As I look around me, I am surrounded by massive skyscrapers in every direction with the occasionally pointed mountain jutting up here and there throughout the skyline. Although its near freezing outside (lately an average high of 34 F), Koreans are an active bunch and with nearly 4 million people living in Busan there’s no surprise that on Sunday afternoon the walking paths are crowded with people. There are couples strolling, women gossiping, men playing majong, people speed walking with their arms moving faster than their legs, parents chasing after their kids, bicyclists, teenagers playing basketball, people doing fitness exercises…and then there’s me. I’m sure I stick out like a sore thumb, but when people stare (which they do, all the time, blatantly and even when you look them in the eyes they don’t look away) I usually smile or nod my head to some degree which I’m sure makes me look like an even bigger idiot anyway.
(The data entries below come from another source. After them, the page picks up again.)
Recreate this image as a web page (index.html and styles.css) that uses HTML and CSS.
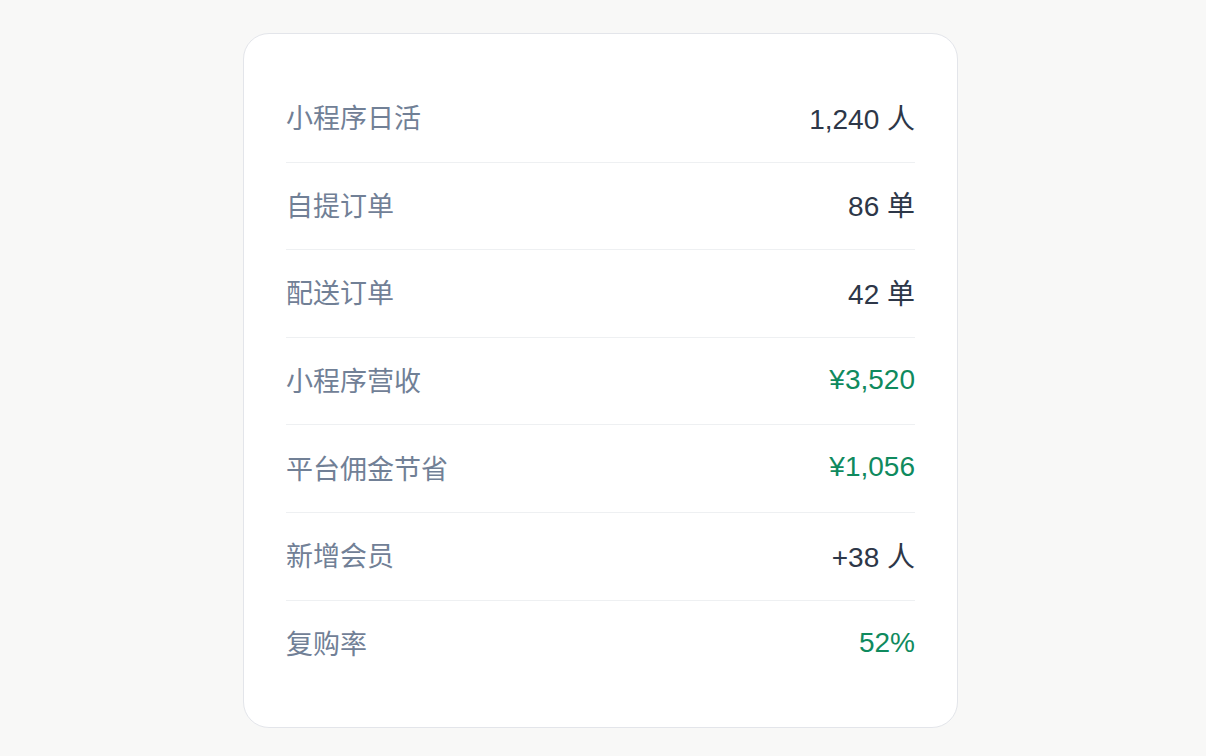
FILE: index.html
```html
<!DOCTYPE html>
<html lang="zh-CN">
<head>
  <meta charset="UTF-8">
  <meta name="viewport" content="width=device-width, initial-scale=1.0">
  <title>小程序数据</title>
  <link rel="stylesheet" href="styles.css">
</head>
<body>
  <div class="stats-card">
    <div class="stat-row">
      <span class="stat-label">小程序日活</span>
      <span class="stat-value">1,240 人</span>
    </div>
    <div class="stat-row">
      <span class="stat-label">自提订单</span>
      <span class="stat-value">86 单</span>
    </div>
    <div class="stat-row">
      <span class="stat-label">配送订单</span>
      <span class="stat-value">42 单</span>
    </div>
    <div class="stat-row">
      <span class="stat-label">小程序营收</span>
      <span class="stat-value positive">¥3,520</span>
    </div>
    <div class="stat-row">
      <span class="stat-label">平台佣金节省</span>
      <span class="stat-value positive">¥1,056</span>
    </div>
    <div class="stat-row">
      <span class="stat-label">新增会员</span>
      <span class="stat-value">+38 人</span>
    </div>
    <div class="stat-row">
      <span class="stat-label">复购率</span>
      <span class="stat-value positive">52%</span>
    </div>
  </div>
</body>
</html>
```

FILE: styles.css
```css
body {
  margin: 0;
  padding: 33px 5px 0 0;
  background: #f8f8f7;
  font-family: "Liberation Sans", Arial, "Noto Sans CJK SC", sans-serif;
}
.stats-card {
  box-sizing: border-box;
  width: 715px;
  margin: 0 auto;
  padding: 41px 42px 39px;
  background: #fff;
  border: 1px solid #e3e5ea;
  border-radius: 26px;
}
.stat-row {
  box-sizing: border-box;
  display: flex;
  justify-content: space-between;
  align-items: center;
  height: 87.6px;
  padding-bottom: 3px;
  border-bottom: 1px solid #eef0f2;
  font-size: 27px;
}
.stat-row:last-child {
  border-bottom: none;
}
.stat-label {
  color: #718096;
}
.stat-value {
  font-size: 28px;
  color: #2d3748;
}
.stat-value.positive {
  color: #0f8a5e;
}
```
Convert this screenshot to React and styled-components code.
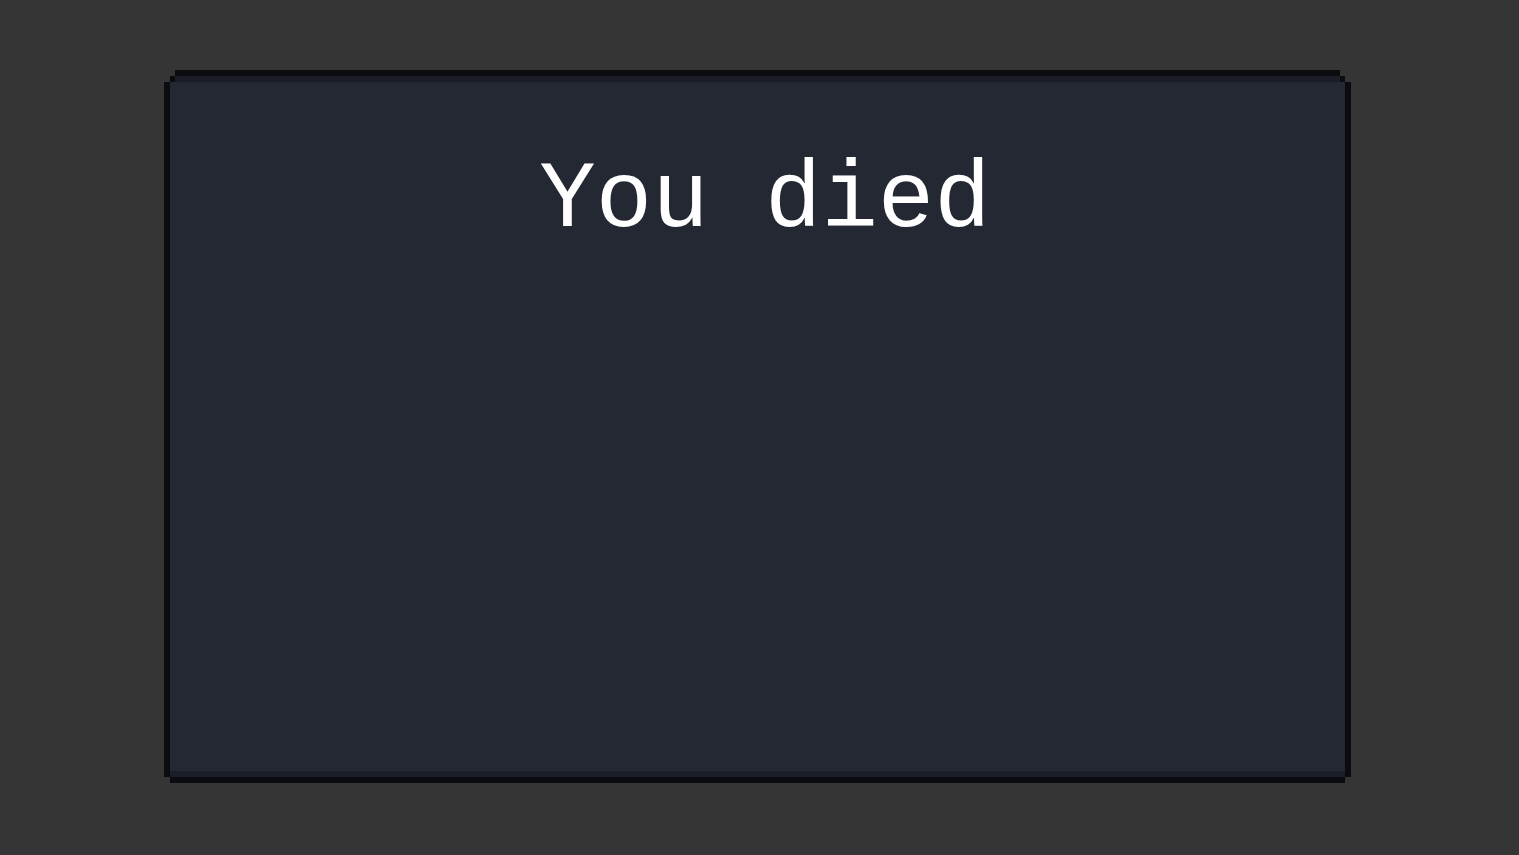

At least I have stopped waving at kids because I realized that, even though I hang out with only kids all day- that doesn’t mean I’ve developed some kind of innate companionship with every Korean child- and all my waving and smiling makes me look like a big creep.

Ugh. Speaking of kids- I have to start making my lesson plans for the next week. This seemingly simple task would be oh-so-much easier if a) I had EVER taught before 2) I had any idea what I’m doing or what I’m supposed to be doing 3) I hadn’t stayed out till 5am last night with a bunch of rowdy Irish folk. Le sigh. Time to get crackin’- but first, the cappuccino.